━━━━━ Data lines ━━━━━

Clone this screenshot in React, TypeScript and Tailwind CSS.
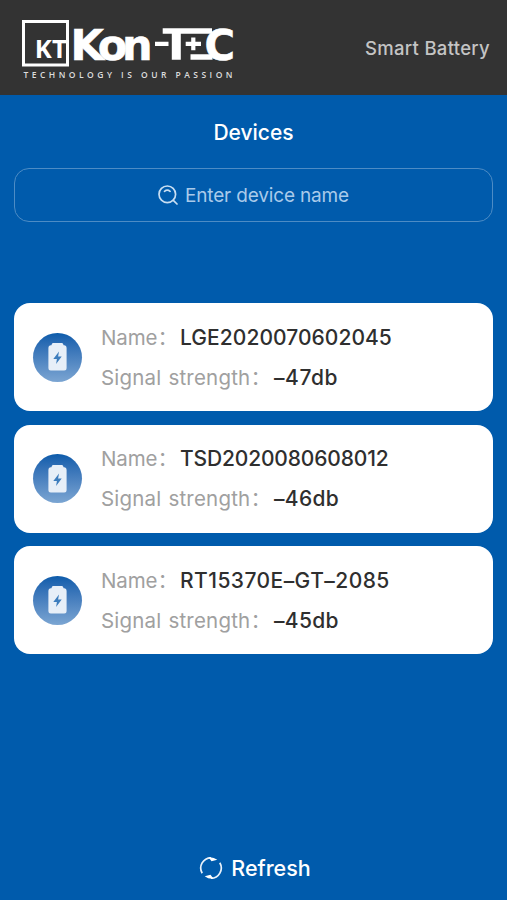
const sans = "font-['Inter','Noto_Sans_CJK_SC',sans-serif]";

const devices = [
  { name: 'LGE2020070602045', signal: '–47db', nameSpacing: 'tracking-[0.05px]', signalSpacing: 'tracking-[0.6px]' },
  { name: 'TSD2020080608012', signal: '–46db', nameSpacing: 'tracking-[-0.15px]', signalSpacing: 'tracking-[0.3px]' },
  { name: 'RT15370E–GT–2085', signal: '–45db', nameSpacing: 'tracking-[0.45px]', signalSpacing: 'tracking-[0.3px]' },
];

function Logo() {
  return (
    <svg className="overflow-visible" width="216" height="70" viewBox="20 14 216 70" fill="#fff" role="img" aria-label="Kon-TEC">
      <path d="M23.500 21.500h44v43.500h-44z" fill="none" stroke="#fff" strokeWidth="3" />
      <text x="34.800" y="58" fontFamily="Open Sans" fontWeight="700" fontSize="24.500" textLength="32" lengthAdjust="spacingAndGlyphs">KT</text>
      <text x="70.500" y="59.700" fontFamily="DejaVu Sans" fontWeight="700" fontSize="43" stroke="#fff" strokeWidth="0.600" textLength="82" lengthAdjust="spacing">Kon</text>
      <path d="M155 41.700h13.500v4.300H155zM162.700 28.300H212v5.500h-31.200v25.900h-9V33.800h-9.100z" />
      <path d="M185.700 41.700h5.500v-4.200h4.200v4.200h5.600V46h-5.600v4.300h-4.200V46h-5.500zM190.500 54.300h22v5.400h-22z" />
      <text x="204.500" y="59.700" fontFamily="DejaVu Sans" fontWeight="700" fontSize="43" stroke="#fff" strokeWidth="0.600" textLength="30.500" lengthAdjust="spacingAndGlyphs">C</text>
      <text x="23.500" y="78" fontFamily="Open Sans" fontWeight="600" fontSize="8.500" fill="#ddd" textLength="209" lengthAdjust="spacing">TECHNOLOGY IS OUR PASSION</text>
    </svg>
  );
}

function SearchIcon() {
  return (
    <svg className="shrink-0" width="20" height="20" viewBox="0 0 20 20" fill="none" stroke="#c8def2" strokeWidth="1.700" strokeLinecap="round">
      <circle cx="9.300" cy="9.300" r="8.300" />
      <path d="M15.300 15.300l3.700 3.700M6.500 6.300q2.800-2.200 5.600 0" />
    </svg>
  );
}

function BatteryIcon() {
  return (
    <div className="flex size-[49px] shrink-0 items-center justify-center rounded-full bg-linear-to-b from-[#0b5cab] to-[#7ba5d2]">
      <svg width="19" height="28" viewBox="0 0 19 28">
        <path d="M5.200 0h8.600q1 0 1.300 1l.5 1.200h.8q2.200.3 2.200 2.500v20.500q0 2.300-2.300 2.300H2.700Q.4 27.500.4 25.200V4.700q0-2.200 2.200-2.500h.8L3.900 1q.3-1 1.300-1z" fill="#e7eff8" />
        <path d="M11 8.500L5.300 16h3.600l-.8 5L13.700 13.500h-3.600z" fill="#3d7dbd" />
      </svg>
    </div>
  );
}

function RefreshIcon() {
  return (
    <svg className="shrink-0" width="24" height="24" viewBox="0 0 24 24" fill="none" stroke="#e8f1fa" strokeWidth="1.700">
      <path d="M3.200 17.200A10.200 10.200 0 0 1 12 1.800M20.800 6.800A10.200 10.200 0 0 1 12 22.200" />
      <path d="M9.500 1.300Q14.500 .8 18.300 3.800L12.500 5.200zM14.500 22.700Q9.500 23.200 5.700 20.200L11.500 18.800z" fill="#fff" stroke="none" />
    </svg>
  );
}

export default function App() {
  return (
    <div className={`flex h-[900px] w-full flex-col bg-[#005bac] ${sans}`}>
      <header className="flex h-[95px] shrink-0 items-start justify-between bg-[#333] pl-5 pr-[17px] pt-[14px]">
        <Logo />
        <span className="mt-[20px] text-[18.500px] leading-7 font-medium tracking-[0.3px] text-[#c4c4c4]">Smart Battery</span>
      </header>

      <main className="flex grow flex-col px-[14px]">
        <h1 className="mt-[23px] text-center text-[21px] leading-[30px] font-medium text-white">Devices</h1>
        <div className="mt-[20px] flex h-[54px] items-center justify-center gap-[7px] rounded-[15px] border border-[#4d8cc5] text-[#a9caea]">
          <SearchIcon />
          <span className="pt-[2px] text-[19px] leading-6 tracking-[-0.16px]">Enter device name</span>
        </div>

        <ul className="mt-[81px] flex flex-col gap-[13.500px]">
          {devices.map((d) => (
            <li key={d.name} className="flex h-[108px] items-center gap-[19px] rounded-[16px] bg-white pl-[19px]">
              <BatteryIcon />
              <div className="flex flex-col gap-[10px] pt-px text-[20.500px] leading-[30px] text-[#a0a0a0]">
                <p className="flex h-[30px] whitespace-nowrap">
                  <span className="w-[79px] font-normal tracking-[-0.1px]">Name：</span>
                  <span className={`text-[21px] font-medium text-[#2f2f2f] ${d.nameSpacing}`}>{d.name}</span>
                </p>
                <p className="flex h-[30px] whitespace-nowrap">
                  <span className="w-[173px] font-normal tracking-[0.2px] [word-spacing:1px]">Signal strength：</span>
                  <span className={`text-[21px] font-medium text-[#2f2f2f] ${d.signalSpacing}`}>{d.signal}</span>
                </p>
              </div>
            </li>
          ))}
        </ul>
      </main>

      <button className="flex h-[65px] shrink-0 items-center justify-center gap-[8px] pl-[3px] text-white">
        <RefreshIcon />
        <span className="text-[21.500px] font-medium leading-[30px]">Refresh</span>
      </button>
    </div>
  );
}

━━━━━

- Work to complete -
Quote the material in full and exactly; do not carry over its pictures.

- Written answer -
Clone this screenshot in React, TypeScript and Tailwind CSS.
const sans = "font-['Inter','Noto_Sans_CJK_SC',sans-serif]";

const devices = [
  { name: 'LGE2020070602045', signal: '–47db', nameSpacing: 'tracking-[0.05px]', signalSpacing: 'tracking-[0.6px]' },
  { name: 'TSD2020080608012', signal: '–46db', nameSpacing: 'tracking-[-0.15px]', signalSpacing: 'tracking-[0.3px]' },
  { name: 'RT15370E–GT–2085', signal: '–45db', nameSpacing: 'tracking-[0.45px]', signalSpacing: 'tracking-[0.3px]' },
];

function Logo() {
  return (
    <svg className="overflow-visible" width="216" height="70" viewBox="20 14 216 70" fill="#fff" role="img" aria-label="Kon-TEC">
      <path d="M23.500 21.500h44v43.500h-44z" fill="none" stroke="#fff" strokeWidth="3" />
      <text x="34.800" y="58" fontFamily="Open Sans" fontWeight="700" fontSize="24.500" textLength="32" lengthAdjust="spacingAndGlyphs">KT</text>
      <text x="70.500" y="59.700" fontFamily="DejaVu Sans" fontWeight="700" fontSize="43" stroke="#fff" strokeWidth="0.600" textLength="82" lengthAdjust="spacing">Kon</text>
      <path d="M155 41.700h13.500v4.300H155zM162.700 28.300H212v5.500h-31.200v25.900h-9V33.800h-9.100z" />
      <path d="M185.700 41.700h5.500v-4.200h4.200v4.200h5.600V46h-5.600v4.300h-4.200V46h-5.500zM190.500 54.300h22v5.400h-22z" />
      <text x="204.500" y="59.700" fontFamily="DejaVu Sans" fontWeight="700" fontSize="43" stroke="#fff" strokeWidth="0.600" textLength="30.500" lengthAdjust="spacingAndGlyphs">C</text>
      <text x="23.500" y="78" fontFamily="Open Sans" fontWeight="600" fontSize="8.500" fill="#ddd" textLength="209" lengthAdjust="spacing">TECHNOLOGY IS OUR PASSION</text>
    </svg>
  );
}

function SearchIcon() {
  return (
    <svg className="shrink-0" width="20" height="20" viewBox="0 0 20 20" fill="none" stroke="#c8def2" strokeWidth="1.700" strokeLinecap="round">
      <circle cx="9.300" cy="9.300" r="8.300" />
      <path d="M15.300 15.300l3.700 3.700M6.500 6.300q2.800-2.200 5.600 0" />
    </svg>
  );
}

function BatteryIcon() {
  return (
    <div className="flex size-[49px] shrink-0 items-center justify-center rounded-full bg-linear-to-b from-[#0b5cab] to-[#7ba5d2]">
      <svg width="19" height="28" viewBox="0 0 19 28">
        <path d="M5.200 0h8.600q1 0 1.300 1l.5 1.200h.8q2.200.3 2.200 2.500v20.500q0 2.300-2.300 2.300H2.700Q.4 27.500.4 25.200V4.700q0-2.200 2.200-2.500h.8L3.900 1q.3-1 1.300-1z" fill="#e7eff8" />
        <path d="M11 8.500L5.300 16h3.600l-.8 5L13.700 13.500h-3.600z" fill="#3d7dbd" />
      </svg>
    </div>
  );
}

function RefreshIcon() {
  return (
    <svg className="shrink-0" width="24" height="24" viewBox="0 0 24 24" fill="none" stroke="#e8f1fa" strokeWidth="1.700">
      <path d="M3.200 17.200A10.200 10.200 0 0 1 12 1.800M20.800 6.800A10.200 10.200 0 0 1 12 22.200" />
      <path d="M9.500 1.300Q14.500 .8 18.300 3.800L12.500 5.200zM14.500 22.700Q9.500 23.200 5.700 20.200L11.500 18.800z" fill="#fff" stroke="none" />
    </svg>
  );
}

export default function App() {
  return (
    <div className={`flex h-[900px] w-full flex-col bg-[#005bac] ${sans}`}>
      <header className="flex h-[95px] shrink-0 items-start justify-between bg-[#333] pl-5 pr-[17px] pt-[14px]">
        <Logo />
        <span className="mt-[20px] text-[18.500px] leading-7 font-medium tracking-[0.3px] text-[#c4c4c4]">Smart Battery</span>
      </header>

      <main className="flex grow flex-col px-[14px]">
        <h1 className="mt-[23px] text-center text-[21px] leading-[30px] font-medium text-white">Devices</h1>
        <div className="mt-[20px] flex h-[54px] items-center justify-center gap-[7px] rounded-[15px] border border-[#4d8cc5] text-[#a9caea]">
          <SearchIcon />
          <span className="pt-[2px] text-[19px] leading-6 tracking-[-0.16px]">Enter device name</span>
        </div>

        <ul className="mt-[81px] flex flex-col gap-[13.500px]">
          {devices.map((d) => (
            <li key={d.name} className="flex h-[108px] items-center gap-[19px] rounded-[16px] bg-white pl-[19px]">
              <BatteryIcon />
              <div className="flex flex-col gap-[10px] pt-px text-[20.500px] leading-[30px] text-[#a0a0a0]">
                <p className="flex h-[30px] whitespace-nowrap">
                  <span className="w-[79px] font-normal tracking-[-0.1px]">Name：</span>
                  <span className={`text-[21px] font-medium text-[#2f2f2f] ${d.nameSpacing}`}>{d.name}</span>
                </p>
                <p className="flex h-[30px] whitespace-nowrap">
                  <span className="w-[173px] font-normal tracking-[0.2px] [word-spacing:1px]">Signal strength：</span>
                  <span className={`text-[21px] font-medium text-[#2f2f2f] ${d.signalSpacing}`}>{d.signal}</span>
                </p>
              </div>
            </li>
          ))}
        </ul>
      </main>

      <button className="flex h-[65px] shrink-0 items-center justify-center gap-[8px] pl-[3px] text-white">
        <RefreshIcon />
        <span className="text-[21.500px] font-medium leading-[30px]">Refresh</span>
      </button>
    </div>
  );
}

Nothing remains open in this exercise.